DATASET EXTRACT:
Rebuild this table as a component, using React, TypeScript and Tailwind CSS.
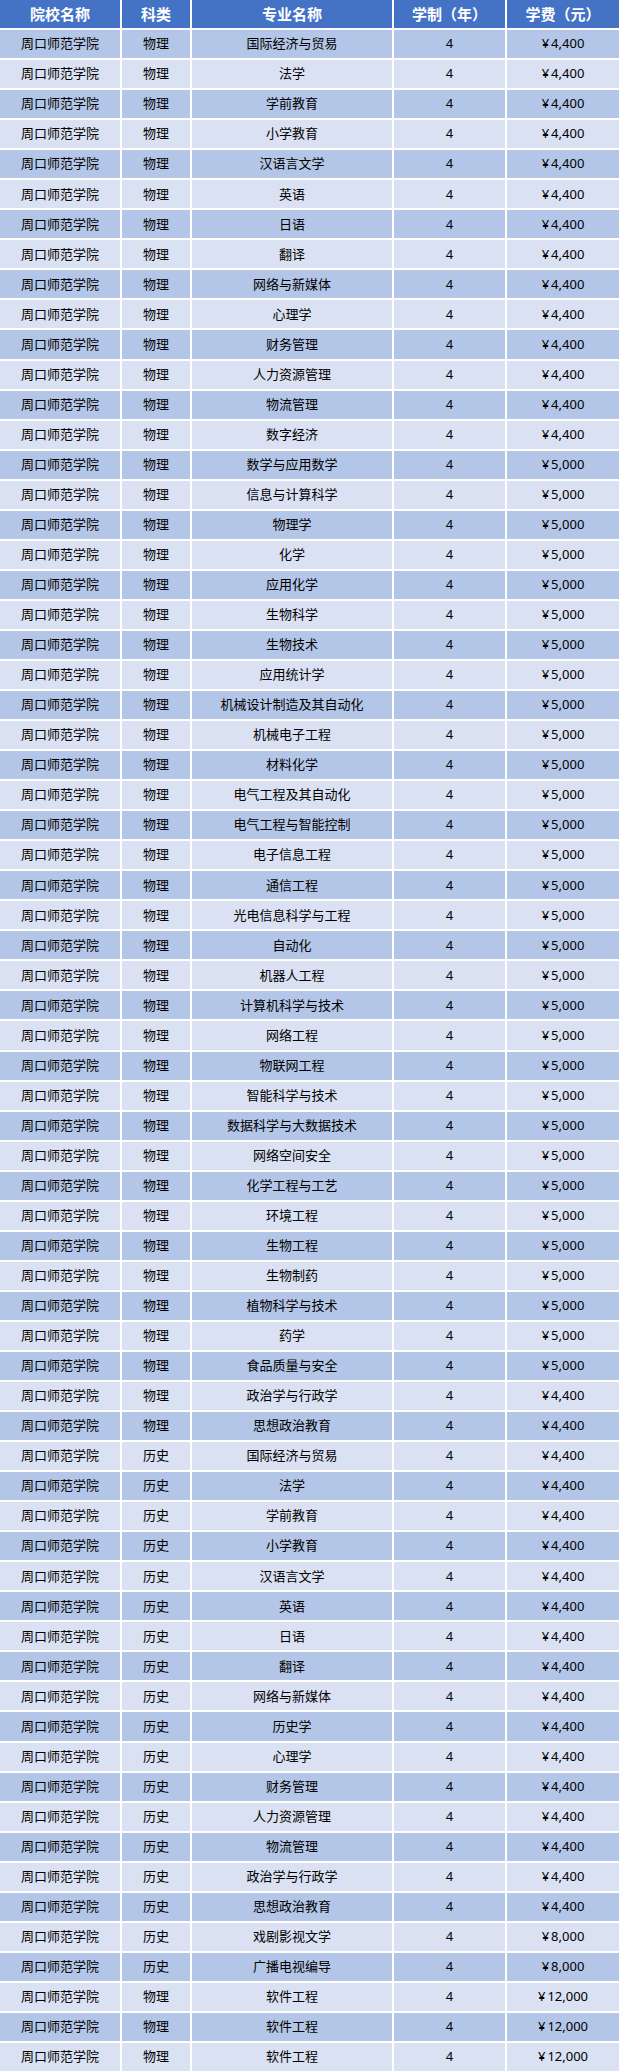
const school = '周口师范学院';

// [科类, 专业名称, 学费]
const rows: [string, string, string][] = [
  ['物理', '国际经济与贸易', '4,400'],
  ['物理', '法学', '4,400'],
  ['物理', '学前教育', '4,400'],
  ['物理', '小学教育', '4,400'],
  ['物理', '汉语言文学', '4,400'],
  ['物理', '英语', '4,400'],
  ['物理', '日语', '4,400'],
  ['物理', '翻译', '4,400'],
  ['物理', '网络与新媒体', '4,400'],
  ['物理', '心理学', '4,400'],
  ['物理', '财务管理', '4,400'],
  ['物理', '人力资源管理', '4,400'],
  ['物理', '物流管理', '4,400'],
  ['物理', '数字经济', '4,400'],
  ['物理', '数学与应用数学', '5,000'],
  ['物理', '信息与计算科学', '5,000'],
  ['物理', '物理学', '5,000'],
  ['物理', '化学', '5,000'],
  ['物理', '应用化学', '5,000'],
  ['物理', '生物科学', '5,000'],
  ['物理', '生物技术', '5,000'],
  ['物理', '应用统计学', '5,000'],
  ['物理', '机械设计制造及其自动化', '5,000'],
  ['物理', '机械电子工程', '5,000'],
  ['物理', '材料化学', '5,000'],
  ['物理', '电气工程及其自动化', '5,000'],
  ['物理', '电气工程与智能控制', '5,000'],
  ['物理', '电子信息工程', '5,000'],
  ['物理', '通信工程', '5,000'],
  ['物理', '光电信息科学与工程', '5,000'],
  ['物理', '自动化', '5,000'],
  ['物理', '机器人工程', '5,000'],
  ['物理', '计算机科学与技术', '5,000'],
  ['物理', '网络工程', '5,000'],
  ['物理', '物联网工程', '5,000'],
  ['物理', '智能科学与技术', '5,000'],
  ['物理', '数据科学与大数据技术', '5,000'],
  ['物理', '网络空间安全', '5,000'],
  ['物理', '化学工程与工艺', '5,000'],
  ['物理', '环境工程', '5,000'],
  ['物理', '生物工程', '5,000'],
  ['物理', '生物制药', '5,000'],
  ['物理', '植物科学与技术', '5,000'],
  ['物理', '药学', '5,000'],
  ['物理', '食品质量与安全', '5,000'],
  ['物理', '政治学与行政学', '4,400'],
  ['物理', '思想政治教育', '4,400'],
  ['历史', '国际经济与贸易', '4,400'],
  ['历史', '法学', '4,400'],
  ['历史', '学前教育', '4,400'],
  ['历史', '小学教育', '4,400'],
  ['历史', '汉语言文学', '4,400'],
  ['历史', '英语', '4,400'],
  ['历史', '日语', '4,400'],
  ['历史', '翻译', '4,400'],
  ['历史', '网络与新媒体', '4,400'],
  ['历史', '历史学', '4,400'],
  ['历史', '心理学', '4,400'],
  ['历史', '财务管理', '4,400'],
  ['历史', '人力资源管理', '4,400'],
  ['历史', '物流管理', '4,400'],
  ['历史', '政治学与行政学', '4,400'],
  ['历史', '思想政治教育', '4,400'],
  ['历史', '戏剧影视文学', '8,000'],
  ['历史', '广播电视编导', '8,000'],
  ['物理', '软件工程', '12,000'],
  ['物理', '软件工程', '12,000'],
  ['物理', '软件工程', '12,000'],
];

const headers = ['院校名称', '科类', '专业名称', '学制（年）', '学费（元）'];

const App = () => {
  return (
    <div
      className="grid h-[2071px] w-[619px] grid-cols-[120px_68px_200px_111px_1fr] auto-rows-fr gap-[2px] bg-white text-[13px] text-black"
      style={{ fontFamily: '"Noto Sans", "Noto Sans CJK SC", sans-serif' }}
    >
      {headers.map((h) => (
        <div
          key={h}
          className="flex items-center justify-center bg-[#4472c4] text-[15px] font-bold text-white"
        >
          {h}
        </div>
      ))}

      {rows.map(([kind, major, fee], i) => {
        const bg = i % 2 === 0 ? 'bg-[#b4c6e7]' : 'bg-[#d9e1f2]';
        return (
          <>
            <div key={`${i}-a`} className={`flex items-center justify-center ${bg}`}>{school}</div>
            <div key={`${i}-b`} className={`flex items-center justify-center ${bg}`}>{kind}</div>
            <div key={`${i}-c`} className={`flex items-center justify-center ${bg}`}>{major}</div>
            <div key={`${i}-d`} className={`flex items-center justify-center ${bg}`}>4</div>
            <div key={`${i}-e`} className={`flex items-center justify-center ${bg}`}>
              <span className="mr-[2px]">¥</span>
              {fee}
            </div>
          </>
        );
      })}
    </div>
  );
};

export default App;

TO DO:
Return, unchanged, the lines from the first line of the material through the line that holds "const school = '周口师范学院';", inclusive, omitting pictures.

WRITTEN SOLUTION:
Rebuild this table as a component, using React, TypeScript and Tailwind CSS.
const school = '周口师范学院';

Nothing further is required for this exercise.